Does Gravity Fail or Transform at Extremely Small Scales?
A Drift-Aware Model of Sub-Planckian Coherence and Gravitational Phase Transitions
By Luis Ayala — OPHI / OmegaNet / ZPE-1
Gravity, as described by General Relativity, is a classical field equation that works remarkably well at macroscopic scales. But it diverges near singularities and loses predictive power at the Planck length.
What happens beyond this regime?
Does gravity fail? Or does it transform?
Drift-aware cosmology suggests a third option: gravity is not fundamental at small scales. It emerges from coherence gradients, and below a critical coherence threshold, its classical form dissolves into a more primary relational substrate.
1. The Problem of Small-Scale Gravity
Standard approaches run into three crises:
-
Singularity formation: Curvature diverges
-
Non-renormalizability: Gravity resists quantization
-
Loss of locality: Quantum foam challenges spacetime structure
These are not anomalies of gravity — they are symptoms of using the wrong language below coherence thresholds.
2. Drift-Aware Reformulation
Let gravity be defined macroscopically as a coherence-gradient field:
[
G_{μν} \propto ∇_μ Ψ(S)
]
Where:
-
( G_{μν} ): Einstein curvature
-
( Ψ(S) ): informational coherence of state ( S )

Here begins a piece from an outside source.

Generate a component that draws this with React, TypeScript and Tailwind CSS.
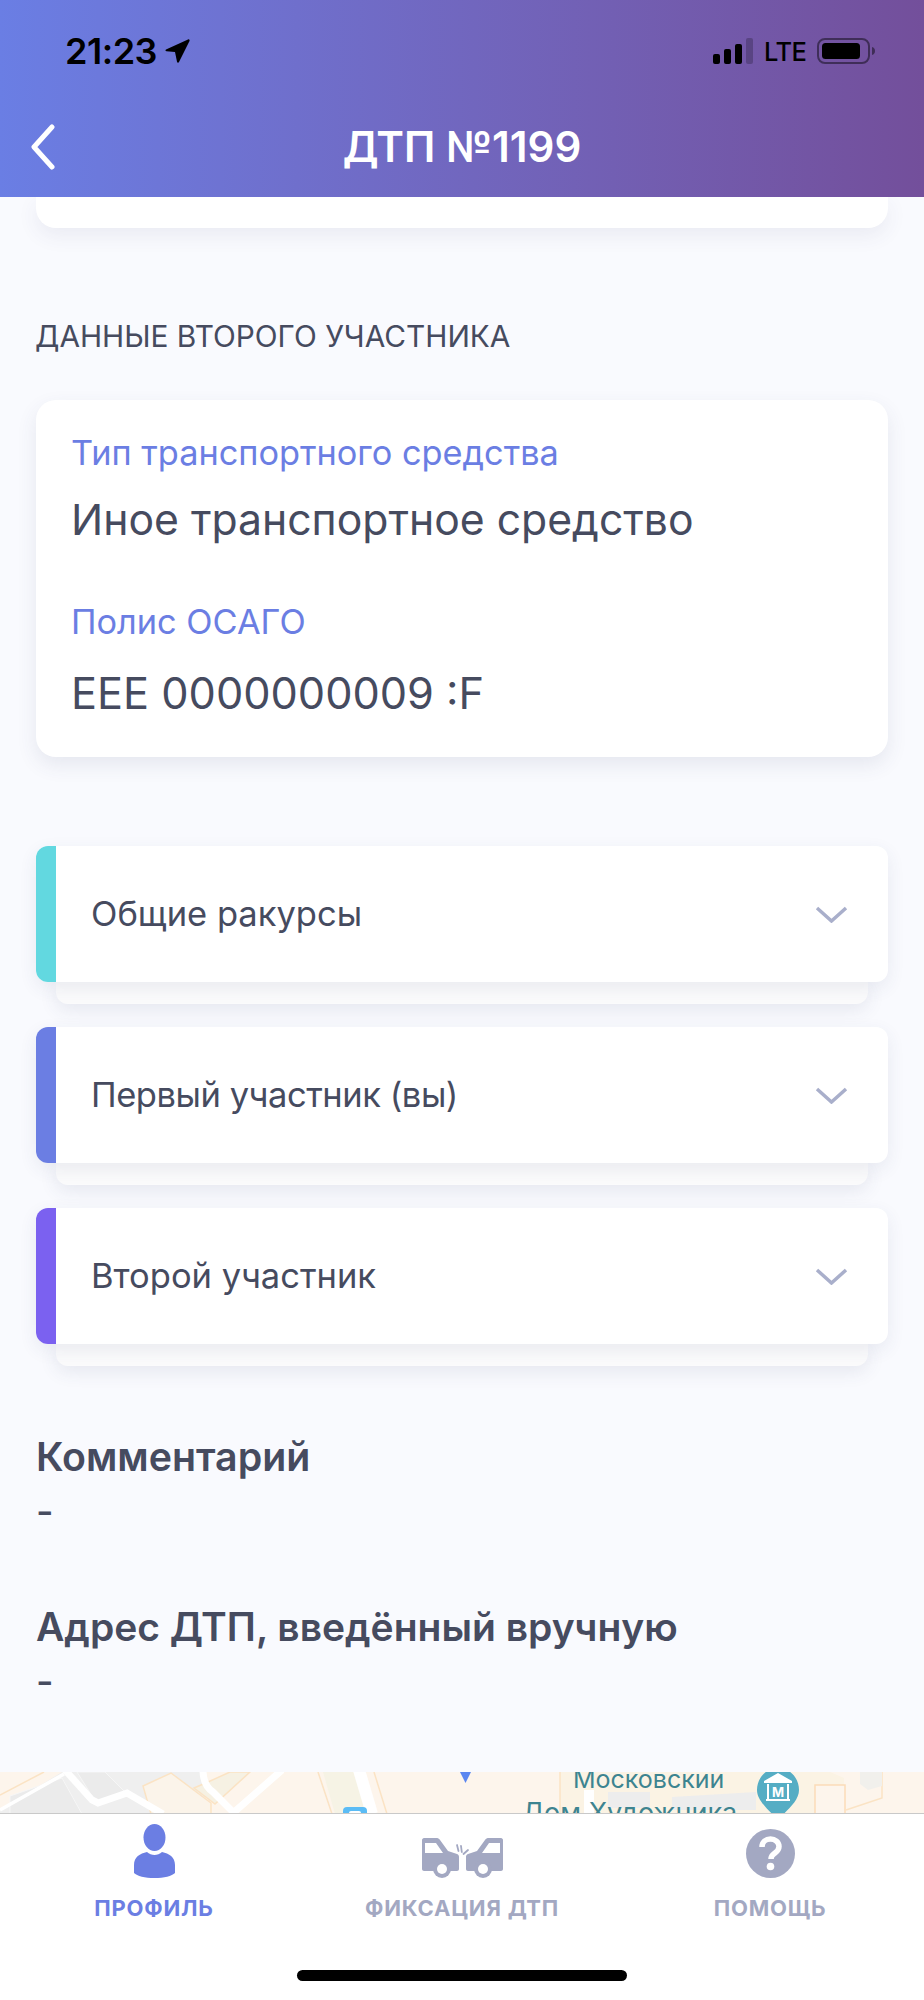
import { ReactNode } from 'react'

const PersonIcon = () => (
  <svg width="41" height="54" viewBox="0 0 41 54" fill="#6b7ee3">
    <ellipse cx="20.5" cy="13.5" rx="11" ry="13.5" />
    <path d="M13 28c2 2 5 3 7.5 3s5.500-1 7.500-3c7 1.500 13 5 13 13v8c-3 3-11 5-20.500 5S3 52 0 49v-8c0-8 6-11.500 13-13z" />
  </svg>
)

const CrashIcon = () => (
  <svg width="81" height="40" viewBox="0 0 81 40" fill="none">
    <path d="M2 0h12c2 0 3 .6 4 2l8 11 9 3c1.500.5 2 1.500 2 3v12c0 1-.8 2-2 2H2c-1 0-2-1-2-2V2c0-1 1-2 2-2z" fill="#a3a8c2" />
    <path d="M79 0H67c-2 0-3 .6-4 2l-8 11-9 3c-1.500.5-2 1.500-2 3v12c0 1 .8 2 2 2h33c1 0 2-1 2-2V2c0-1-1-2-2-2z" fill="#a3a8c2" />
    <path d="M3 5h11l7 10H3zM78 5H67l-7 10h18z" fill="#fff" />
    <circle cx="20" cy="31" r="9" fill="#a3a8c2" />
    <circle cx="20" cy="31" r="5" fill="#fff" />
    <circle cx="61" cy="31" r="9" fill="#a3a8c2" />
    <circle cx="61" cy="31" r="5" fill="#fff" />
    <path d="M35 7l1.500 6M39 8l.8 6M46 12l-4.500 4" stroke="#a3a8c2" strokeWidth="1.800" strokeLinecap="round" />
  </svg>
)

const HelpIcon = () => (
  <svg width="49" height="49" viewBox="0 0 49 49">
    <circle cx="24.500" cy="24.500" r="24.500" fill="#a3a8c2" />
    <path d="M16 18c0-5 4-8 8.500-8s8.500 3 8.500 7.500c0 3.500-2 5-4 6.500s-4 2.500-4 6" fill="none" stroke="#fff" strokeWidth="5.500" />
    <circle cx="24.500" cy="37.500" r="3.800" fill="#fff" />
  </svg>
)

const Chevron = () => (
  <svg width="33" height="17" viewBox="0 0 33 17" fill="none">
    <path d="M2 2l14.500 13L31 2" stroke="#a9afcb" strokeWidth="3.500" />
  </svg>
)

const MapStrip = () => (
  <svg width="924" height="42" viewBox="0 0 924 42" className="block">
    <rect width="924" height="42" fill="#fdf5ec" />
    <path d="M0 23L44 0" stroke="#fbe3c4" strokeWidth="1.500" fill="none" />
    {/* gray blocks */}
    <path d="M0 38L62 0h140l8 20-10 8-30-8-20 22H0z" fill="#efefef" />
    <path d="M143 14l28-13 40 30 0 11h-60z" fill="#fbf4ea" stroke="#fbe3c4" strokeWidth="1.500" />
    <path d="M208 10l22-10h20l-35 32-21-16z" fill="#f6f1e3" stroke="#fbe3c4" strokeWidth="1.500" />
    <path d="M323 0h36l14 42h-38z" fill="#f6f3e5" />
    <path d="M318 0l14 42M374 0l13 42" stroke="#fbe3c4" strokeWidth="1.500" fill="none" />
    <path d="M10 42V24L62 6l20 36zM105 0l22 22-30 10-20-32z" fill="#ebebeb" stroke="#f6f6f6" strokeWidth="1" />
    {/* roads */}
    <path d="M65 -2L92 28l6 3 29-10 36 21" stroke="#fff" strokeWidth="7" fill="none" />
    <path d="M0 38L64 2" stroke="#fff" strokeWidth="3.500" fill="none" />
    <path d="M203 -2c0 10 4 18 10 22l22 22M282 -2L232 42" stroke="#fff" strokeWidth="7" fill="none" />
    <path d="M359 -2l13 44" stroke="#fff" strokeWidth="12" fill="none" />
    {/* right part */}
    <path d="M560 0h270l14 6v36H560z" fill="#fbf3e4" />
    <rect x="608" y="20" width="42" height="16" fill="#ededed" />
    <path d="M672 25l84-5v18h-84z" fill="#ededed" />
    <path d="M815 13h30v29h-30z" fill="#fdf5ec" stroke="#fbdcb8" strokeWidth="1.500" />
    <path d="M846 38l36-12V0M560 0v42" stroke="#fbe3c4" strokeWidth="1.500" fill="none" />
    <path d="M860 0h22v14l-14 4-8-6z" fill="#f1f0ec" />
    <rect x="584" y="18" width="10" height="24" fill="#fff" />
    {/* markers */}
    <path d="M460 0h11l-5.500 11z" fill="#5b86f0" />
    <rect x="343" y="35" width="24" height="12" rx="4" fill="#5bbcf5" />
    <rect x="349" y="39" width="12" height="8" rx="2" fill="#fff" />
    <text x="573" y="16" fontFamily="Inter, sans-serif" fontSize="25" fill="#3d8490">Московский</text>
    <text x="522" y="50" fontFamily="Inter, sans-serif" fontSize="27" fill="#3d8490">Дом Художника</text>
    <path d="M778 -4c12 0 21 10 21 22 0 11-12 20-21 30-9-10-21-19-21-30 0-12 9-22 21-22z" fill="#55adc4" />
    <path d="M778 1l-14 8v2h28V9zM766 29h24v-2h-24z" fill="#fff" />
    <path d="M768 12v15M788 12v15" stroke="#fff" strokeWidth="2" />
    <text x="778" y="25" textAnchor="middle" fontFamily="Inter, sans-serif" fontSize="13" fontWeight="700" fill="#fff">М</text>
    <rect y="41" width="924" height="1" fill="#c9c9c9" />
  </svg>
)

const Accordion = ({ color, children }: { color: string; children: ReactNode }) => (
  <div className="mb-[23px]">
    <div className="relative z-10 flex h-[136px] overflow-hidden rounded-xl bg-white shadow-[0_6px_18px_rgba(60,70,110,0.09)]">
      <div className={`w-[20px] ${color}`} />
      <div className="flex flex-1 items-center justify-between pl-[35px] pr-[40px]">
        <span className="text-[34.5px] leading-[44px] text-[#464b5f]">{children}</span>
        <Chevron />
      </div>
    </div>
    <div className="mx-[20px] h-[22px] rounded-b-xl bg-[#fbfbfc] shadow-[0_6px_18px_rgba(60,70,110,0.1)]" />
  </div>
)

const NavItem = ({ icon, label, active }: { icon: ReactNode; label: string; active?: boolean }) => (
  <div className="flex flex-col items-center">
    <div className="flex h-[54px] items-end">{icon}</div>
    <span className={`mt-[16px] text-[22px] font-bold leading-[28px] tracking-[0.8px] ${active ? 'text-[#6b7ee3]' : 'text-[#a3a8c2]'}`}>
      {label}
    </span>
  </div>
)

export default function App() {
  return (
    <div className="flex h-[2000px] w-[924px] flex-col overflow-hidden bg-[#f9fafe] font-['Inter',sans-serif]">
      {/* шапка */}
      <header className="relative z-20 h-[197px] shrink-0 bg-gradient-to-r from-[#6a7ee4] to-[#734f9b]">
        <div className="flex h-[102px] items-center justify-between pb-[1px] pl-[65px] pr-[48px]">
          <div className="flex items-center gap-[8px]">
            <span className="text-[36px] font-semibold leading-none tracking-[-0.5px] text-black">21:23</span>
            <svg width="25" height="24" viewBox="0 0 25 24">
              <path d="M1 10.500L23 .5c1-.5 2 .5 1.500 1.500L14 23c-.5 1-1.800.8-2-.3L10 13 1.500 12.300C.3 12 .2 11 1 10.500z" fill="#000" />
            </svg>
          </div>
          <div className="flex items-center">
            <svg width="40" height="26" viewBox="0 0 40 26" fill="#000">
              <rect y="16" width="7" height="10" rx="2" />
              <rect x="11" y="11" width="7" height="15" rx="2" />
              <rect x="22" y="6" width="7" height="20" rx="2" />
              <rect x="33" width="7" height="26" rx="2" opacity="0.22" />
            </svg>
            <span className="ml-[11px] w-[42px] pt-[2px] text-[25.5px] font-medium leading-none tracking-[-0.6px] text-black">LTE</span>
            <svg className="ml-[11px]" width="59" height="26" viewBox="0 0 59 26">
              <rect x="1" y="1" width="51" height="24" rx="7" fill="none" stroke="#000" strokeOpacity="0.45" strokeWidth="2" />
              <rect x="5" y="5" width="38" height="16" rx="3.500" fill="#000" />
              <path d="M55 9c2 .6 3 2 3 4s-1 3.400-3 4z" fill="#000" fillOpacity="0.45" />
            </svg>
          </div>
        </div>
        <div className="relative flex h-[90px] items-center justify-center">
          <svg className="absolute left-[30px] top-[22px]" width="26" height="46" viewBox="0 0 26 46" fill="none">
            <path d="M22 3L4 23l18 20" stroke="#fff" strokeWidth="5" strokeLinecap="round" strokeLinejoin="round" />
          </svg>
          <h1 className="text-[42px] font-semibold leading-none text-white">ДТП №1199</h1>
        </div>
      </header>

      <main className="min-h-0 flex-1 overflow-hidden px-[36px]">
        <div className="h-[31px] rounded-b-[20px] bg-white shadow-[0_8px_20px_rgba(60,70,110,0.08)]" />

        <h2 className="mt-[88px] -ml-[1px] text-[29.8px] leading-[40px] text-[#464b5f]">ДАННЫЕ ВТОРОГО УЧАСТНИКА</h2>

        <section className="mt-[44px] h-[357px] rounded-[20px] bg-white px-[35px] shadow-[0_8px_20px_rgba(60,70,110,0.1)]">
          <div className="h-[178px] pt-[35px]">
            <p className="text-[34.300px] leading-[36px] text-[#6b7ee3]">Тип транспортного средства</p>
            <p className="mt-[27px] text-[42.700px] leading-[44px] text-[#464b5f]">Иное транспортное средство</p>
          </div>
          <div className="pt-[26px]">
            <p className="text-[34.300px] leading-[36px] text-[#6b7ee3]">Полис ОСАГО</p>
            <p className="mt-[31px] text-[43.300px] leading-[44px] text-[#464b5f]">EEE 0000000009 :F</p>
          </div>
        </section>

        <div className="mt-[89px]">
          <Accordion color="bg-[#62d8e0]">Общие ракурсы</Accordion>
          <Accordion color="bg-[#6b7ee3]">
            <span className="tracking-[-0.45px]">Первый участник (вы)</span>
          </Accordion>
          <Accordion color="bg-[#7b61f0]">Второй участник</Accordion>
        </div>

        <h3 className="mt-[69px] text-[39.300px] font-semibold leading-[44px] text-[#464b5f]">Комментарий</h3>
        <p className="mt-[12px] text-[38px] font-medium leading-[40px] text-[#464b5f]">-</p>
        <h3 className="mt-[74px] text-[39px] font-semibold leading-[44px] text-[#464b5f]">Адрес ДТП, введённый вручную</h3>
        <p className="mt-[12px] text-[38px] font-medium leading-[40px] text-[#464b5f]">-</p>
      </main>

      <MapStrip />

      <nav className="h-[186px] shrink-0 bg-white pt-[10px]">
        <div className="grid grid-cols-3">
          <NavItem icon={<PersonIcon />} label="ПРОФИЛЬ" active />
          <NavItem icon={<CrashIcon />} label="ФИКСАЦИЯ ДТП" />
          <NavItem icon={<HelpIcon />} label="ПОМОЩЬ" />
        </div>
        <div className="mx-auto mt-[48px] h-[11px] w-[330px] rounded-full bg-black" />
      </nav>
    </div>
  )
}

Below a critical ( Ψ_{min} ), this formulation breaks down.
Instead of failure, a phase transformation occurs:
-
Geometry delocalizes
-
Curvature is undefined
-
Spacetime becomes symbolic
3. Sub-Planckian Domain (𝒟₀)
Define a symbolic pre-geometry manifold 𝒟₀:
[
\lim_{Ψ → Ψ_{min}} G_{μν} = 0 \quad \text{but} \quad Φ(σ_i, σ_j) \ne 0
]
Meaning:
-
Metric collapses
-
Relational structure persists
-
Gravity no longer applies — because space itself is unformed
4. Implications for Quantum Gravity
If gravity emerges from coherence:
-
Quantizing it is misguided
-
The graviton may be a phase-mode, not a particle
-
Planck scale is not an energy scale, but a coherence threshold
Quantum gravity becomes symbolic mechanics, not field quantization.
5. Observational Clues
While direct observation of sub-Planckian regimes is impossible, indirect evidence includes:
-
Deviations in black hole evaporation models
-
Signatures of coherence-locking in gravitational wave data
-
Gravitational lensing anomalies inconsistent with classical curvature
6. The Reframing
Gravity does not break.
It transitions — from a geometric force to a relational expression.
When coherence is high, geometry exists.
When coherence collapses, geometry dissolves.
This shift is not a failure. It is a transformation.
7. Conclusion: Gravity as a Coherence-Bound Phenomenon
In a drift-aware ontology:
-
Gravity is not a universal force
-
It is an emergent constraint from information gradients
-
At extreme scales, it reverts to symbolic structure
Gravity does not fail at small scales.
It transforms — and reveals its deeper origin.